April 23, 2012|By Jamie Smith Hopkins, The Baltimore Sun
In the Anne Arundel community of Berrywood, neighbors talk to each other daily. Could you recommend a plumber? Anyone want my piano? Hey, we have a hobby in common!
More and more, the conversations take place online.
A quarter of Berrywood households belong to a private social network for the neighborhood created by Nextdoor, a California startup that's gaining a toehold in Maryland.
Nextdoor and a variety of competing new sites aim to create virtual communities for people within walking distance of each other. It's a group that would seem to need no cyberspace help — except that many neighborhoods aren't especially neighborly these days. Fewer than half of Americans can name most of the people who live near them, according to a Pew Research Center poll released in 2010. Twenty-eight percent didn't know any of their neighbors' names.
"This is about taking real-world relationships and strengthening them," Nextdoor CEO Nirav Tolia said. "More than anything, we want to bring back a sense of community to the neighborhood."
Berrywood, in Severna Park, is pretty closely knit. But even here, resident Rich Murnane said, neighbors are finding online connections useful — and learning things about each other. When Murnane noted one of his interests on his Nextdoor Berrywood profile, he said, "somebody actually reached out to me, saying: 'Oh, I didn't know you collect trains. I do, too.'"
"It's not going to replace walking down the street and talking to people, but it's one piece in the puzzle," said Murnane, a database systems designer. "It's a nice thing to have."
People looking for an online neighborhood forum used to have few free choices beyond discussion sites such as Yahoo groups or email lists. Now options are popping up left and right. Besides Nextdoor, which launched nationally last fall, there's Home Elephant, My Virtual Neighbor, Neighborland, Yatown and Hey, Neighbor! — to name a few. Some are available in just a handful of cities so far.
"There's probably 20 startups in this space," said Michael Wood-Lewis, chief executive and co-founder of another site, Front Porch Forum. His company launched eons ago, in Internet terms — 2006.
Front Porch Forum, used largely in Vermont, isn't looking to go national fast, though Wood-Lewis says he could see expanding to Maryland at some point. He calls the company a mission-driven for-profit because he's constantly hearing from users that their communities became stronger after they joined.
Neighbors write in with questions, problems, ideas or needs — "Urgently seeking lost dog," for example — and the company compiles everything into an emailed newsletter that comes out as often as there's sufficient content.
In Burlington, Vt., 10,000 of the city's 16,000 households have signed up. In Westford, Vt., residents used Front Porch Forum to start a food pantry. And in tiny Moretown, one of the Vermont communities hit hard by Tropical Storm Irene last August, neighbors reported that having had the e-newsletter for a year beforehand turned out to be a big help.

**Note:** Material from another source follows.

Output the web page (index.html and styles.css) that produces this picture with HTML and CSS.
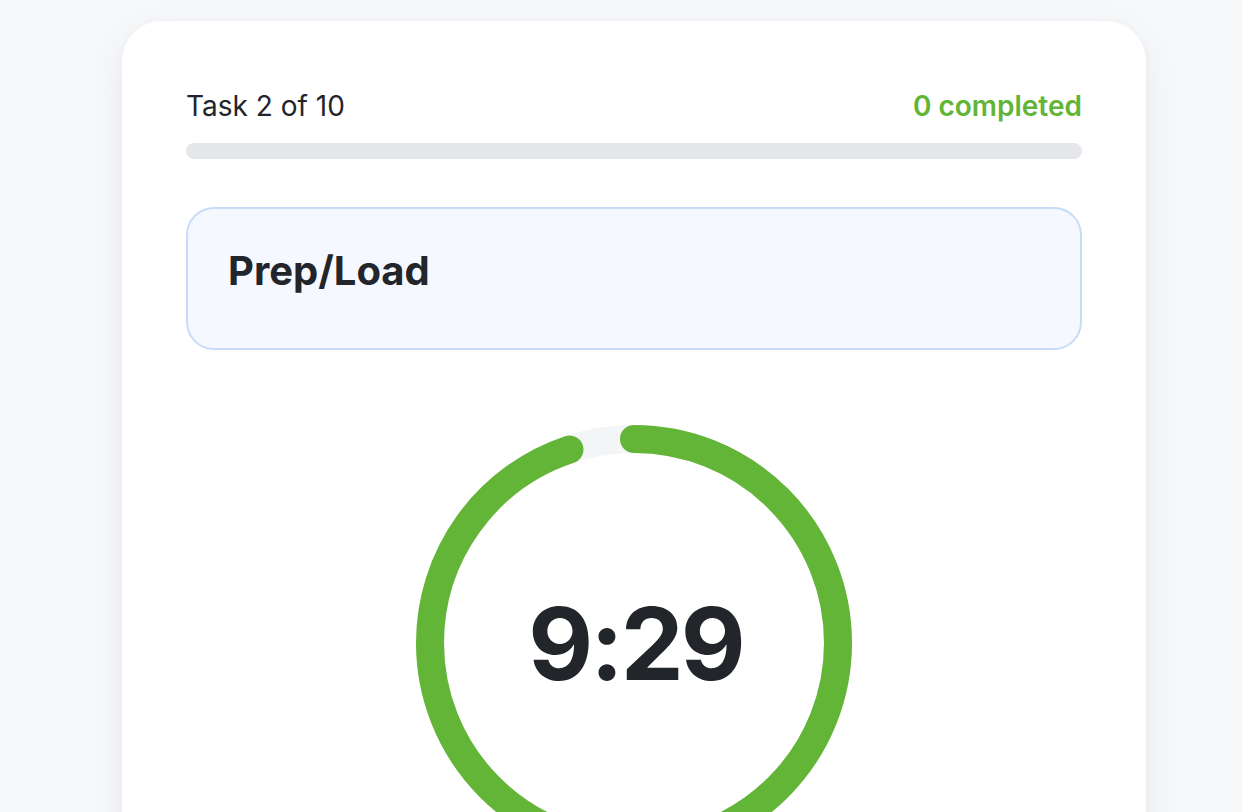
FILE: index.html
```html
<!DOCTYPE html>
<html lang="en">
<head>
<meta charset="utf-8">
<title>Task Timer</title>
<link rel="stylesheet" href="styles.css">
</head>
<body>
<main class="card">
  <div class="progress-head">
    <span class="task-count">Task 2 of 10</span>
    <span class="completed">0 completed</span>
  </div>
  <div class="bar"><div class="bar-fill" style="width:0%"></div></div>
  <section class="task-box">
    <h1 class="task-title">Prep/Load</h1>
  </section>
  <div class="ring-wrap">
    <svg class="ring" width="436" height="436" viewBox="0 0 436 436">
      <circle cx="218" cy="218" r="204" fill="none" stroke="#f4f5f7" stroke-width="28"/>
      <circle cx="218" cy="218" r="204" fill="none" stroke="#62b536" stroke-width="28" stroke-linecap="round" stroke-dasharray="1281.77" stroke-dashoffset="66.2" transform="rotate(-90 218 218)"/>
    </svg>
    <div class="time"><span class="time-text">9:29</span></div>
  </div>
</main>
</body>
</html>
```

FILE: styles.css
```css
* { box-sizing: border-box; }
html, body { margin: 0; padding: 0; }
body {
  background: #f7f8fa;
  font-family: Inter, "Noto Sans", "Liberation Sans", sans-serif;
  color: #22262b;
  overflow: hidden;
  height: 812px;
}
.card {
  margin: 21px 0 0 122px;
  width: 1024px;
  min-height: 1100px;
  background: #ffffff;
  border-radius: 40px;
  padding: 64px;
  box-shadow: 0 10px 40px rgba(30, 40, 60, 0.06), 0 2px 8px rgba(30, 40, 60, 0.03);
}
.progress-head {
  display: flex;
  justify-content: space-between;
  align-items: baseline;
  font-size: 28px;
  line-height: 42px;
}
.task-count { font-weight: 400; color: #22262b; }
.completed { font-weight: 600; color: #62b536; }
.bar {
  margin-top: 16px;
  height: 16px;
  border-radius: 8px;
  background: #e5e7eb;
  overflow: hidden;
}
.bar-fill { height: 100%; background: #62b536; }
.task-box {
  margin-top: 48px;
  height: 143px;
  border: 2px solid #c7dcf8;
  background: #f5f8fe;
  border-radius: 28px;
  padding: 38px 40px;
}
.task-title {
  margin: 0;
  font-size: 40px;
  line-height: 47px;
  font-weight: 700;
  color: #22262b;
}
.ring-wrap {
  position: relative;
  width: 436px;
  height: 436px;
  margin: 75px auto 0;
}
.ring { display: block; }
.time {
  position: absolute;
  inset: 0;
  display: flex;
  align-items: center;
  justify-content: center;
  font-size: 100px;
  font-weight: 700;
  color: #22262b;
}
.time-text {
  letter-spacing: -3px;
  margin-right: -3px;
}
```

"During that year, book clubs were formed, dog-walking groups got together, the school's PTA got stronger, more people were showing up for events," Wood-Lewis said. "So when a disaster hit, it wasn't a bunch of kind of vaguely familiar strangers who weren't sure how to reach each other. They were living in a community."
Atlanta-based Home Elephant, which launched last year, allows users in the same neighborhood to share news, chat and pass on alerts. People can sign in through Facebook and let the company suggest neighbors to "friend." Nearly 6,200 neighborhoods in more than 70 countries — including some areas in Maryland — are using it.
Chandler Powell, a Home Elephant co-founder, said a string of crimes and "some unfortunate events" in his Atlanta neighborhood made him realize he knew hardly any of his neighbors. That led him and several Web-savvy friends to start the firm.
Powell said he feels like the David to Nextdoor's Goliath, because Nextdoor is a Silicon Valley startup with venture capital money. Home Elephant — so named because elephants are social creatures — has no marketing budget and is a nights-and-weekends labor of love at the moment, Powell said.
Nextdoor, with its Facebook-like feed for neighborhood conversations, has an immediately familiar look. It also has designated spots for recommendations, resources, photos and the like, along with a map showing where participants live. And users can receive neighborhood "urgent alerts" sent as text messages to their cellphones.